Hacker News new | ask | show | jobs
by tomhallett 462 days ago
Is there a git gui/extension/etc which makes exploring the git blame similar to what the author did easier? Here is what I find myself doing often:

- blame on file

- scroll to line 123, click on commit to see the change

- ok, that commit wasn’t the “meaningful change” I’m looking for

- click on parent commit

- browse files (for that sha)

- go to file

- click blame

- scroll to line 123 (or similar)

- repeat

5 comments

"Cregit" tool might be of interest to you, it generates token-based (rather than line-based) git "blame" annotation views: https://github.com/cregit/cregit

Example output based on Linux kernel @ "Cregit-Linux: how code gets into the kernel": https://cregit.linuxsources.org/

I learned of Cregit recently--just submitted it to HN after seeing multiple recent HN comments (yours being one I've had open in a tab for a week to remind me! :) ) discussing issues related to line-based "blame" annotation granularity:

"Cregit-Linux: how code gets into the kernel": https://news.ycombinator.com/item?id=43451654

Perhaps not exactly but you can run:

  git log -L 120,150:filename.txt
To see all commits that have touched lines 120-150 in filename.txt, and see those lines.

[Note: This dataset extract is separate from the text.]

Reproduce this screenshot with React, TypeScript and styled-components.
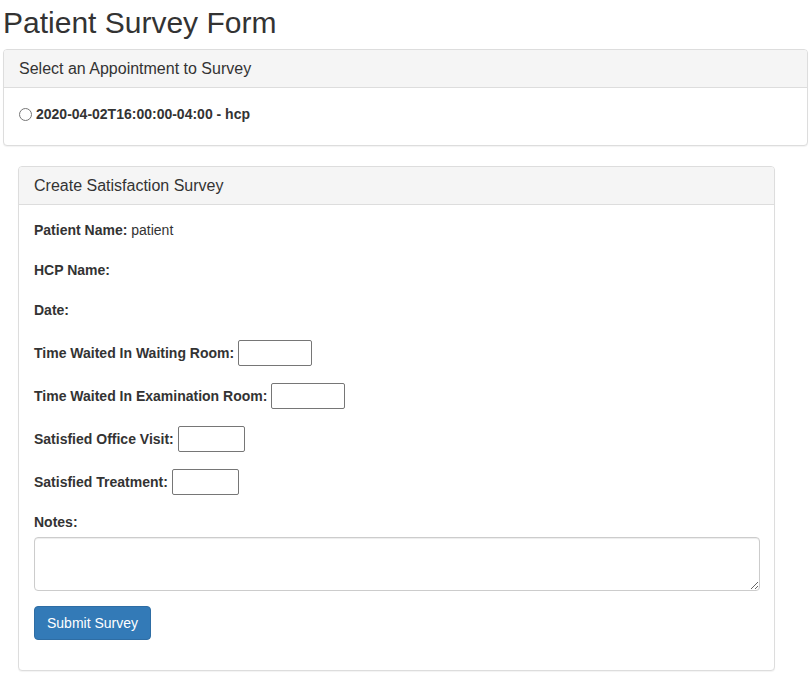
import React from 'react';
import styled, { createGlobalStyle } from 'styled-components';

const GlobalStyle = createGlobalStyle`
  body {
    margin: 0;
    background: #fff;
    color: #333;
    font-family: "Liberation Sans", Arial, Helvetica, sans-serif;
    font-size: 14px;
    line-height: 1.42857;
  }
  * { box-sizing: border-box; }
`;

const Page = styled.div`
  padding: 0 1px 0 3px;
`;

const Title = styled.h1`
  font-size: 30px;
  font-weight: 400;
  line-height: 33px;
  margin: 6px 0 10px 0;
`;

const Panel = styled.section<{ $inset?: boolean }>`
  border: 1px solid #ddd;
  border-radius: 4px;
  background: #fff;
  box-shadow: 0 1px 1px rgba(0, 0, 0, 0.05);
  margin: ${(p) => (p.$inset ? '0 0 18px 15px' : '0 0 20px 0')};
  width: ${(p) => (p.$inset ? '757px' : 'auto')};
`;

const PanelHeading = styled.div`
  background: #f5f5f5;
  border-bottom: 1px solid #ddd;
  border-radius: 3px 3px 0 0;
  padding: 10px 15px 9px;
  font-size: 16px;
  line-height: 18px;
  color: #333;
`;

const PanelBody = styled.div`
  padding: 15px;
`;

const RadioRow = styled.label`
  display: flex;
  align-items: center;
  height: 27px;
  padding: 2px 0 5px;
  font-weight: 700;
`;

const Radio = styled.input`
  width: 13px;
  height: 13px;
  margin: -2px 4px 0 0;
`;

const Field = styled.div`
  display: flex;
  align-items: flex-start;
  gap: 4px;
  margin-bottom: 15px;
`;

const TextField = styled(Field)`
  height: 25px;
`;

const InputField = styled(Field)`
  height: 28px;
`;

const Label = styled.label<{ $tall?: boolean }>`
  font-weight: 700;
  line-height: ${(p) => (p.$tall ? '27px' : '21px')};
`;

const Value = styled.span`
  font-weight: 400;
`;

const SmallInput = styled.input<{ $w: number }>`
  width: ${(p) => p.$w}px;
  height: 26px;
  border: 1px solid #767676;
  border-radius: 2px;
  padding: 1px 2px;
  font: inherit;
`;

const NotesLabel = styled(Label)`
  display: block;
  margin-bottom: 4px;
`;

const Notes = styled.textarea`
  display: block;
  width: calc(100% + 1px);
  height: 54px;
  border: 1px solid #ccc;
  border-radius: 4px;
  box-shadow: inset 0 1px 1px rgba(0, 0, 0, 0.075);
  margin-bottom: 15px;
  font: inherit;
`;

const SubmitButton = styled.button`
  display: block;
  height: 34px;
  padding: 6px 12px;
  font-family: inherit;
  font-size: 14px;
  line-height: 20px;
  color: #fff;
  background: #337ab7;
  border: 1px solid #2e6da4;
  border-radius: 4px;
  margin-bottom: 15px;
  cursor: pointer;
`;

const inputs = [
  { label: 'Time Waited In Waiting Room:', w: 74 },
  { label: 'Time Waited In Examination Room:', w: 74 },
  { label: 'Satisfied Office Visit:', w: 67 },
  { label: 'Satisfied Treatment:', w: 67 },
];

export default function App() {
  return (
    <Page>
      <GlobalStyle />
      <Title>Patient Survey Form</Title>

      <Panel>
        <PanelHeading>Select an Appointment to Survey</PanelHeading>
        <PanelBody>
          <RadioRow>
            <Radio type="radio" name="appt" />
            2020-04-02T16:00:00-04:00 - hcp
          </RadioRow>
        </PanelBody>
      </Panel>

      <Panel $inset>
        <PanelHeading>Create Satisfaction Survey</PanelHeading>
        <PanelBody>
          <TextField>
            <Label>
              Patient Name: <Value>patient</Value>
            </Label>
          </TextField>
          <TextField>
            <Label>HCP Name:</Label>
          </TextField>
          <TextField>
            <Label>Date:</Label>
          </TextField>
          {inputs.map((f) => (
            <InputField key={f.label}>
              <Label $tall>{f.label}</Label>
              <SmallInput type="text" $w={f.w} />
            </InputField>
          ))}
          <NotesLabel>Notes:</NotesLabel>
          <Notes />
          <SubmitButton type="button">Submit Survey</SubmitButton>
        </PanelBody>
      </Panel>
    </Page>
  );
}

Gives a view into a subset of lines but won't help if the code in question moved out of the line range.
If I’m looking for code changes:

    git log -S <the-string>
If it’s commit messages I’m interested in:

    git log --grep <the-word-or-phrase>
Sometimes I want to know “all the commits that introduced a pattern”:

    git blame —- $(git grep -P -l 'the.*regex') | grep -P 'the.*regex'
This last one I use frequently enough that I wrote a little shell script for it, called "git-blep" (for "blame-grep")

———

If there’s a function name that you’re logging, then you might get mileage from

   git log -L :<the-function-name>:<the-file-name>
Though that probably would not have worked in the original author’s case.
In Jetbrains you select a line of code and say "show history for selection" and it parses all that for you and just gives you a history of commits affecting that specific line. It's got a built in commit browser and visual diff tool.

Link (not much info there): https://www.jetbrains.com/help/idea/investigate-changes.html...

Not sure about a GUI way of doing this, but in the CLI, I use `git log --patch [path]` all the time. It will show you the history of diffs for that one file.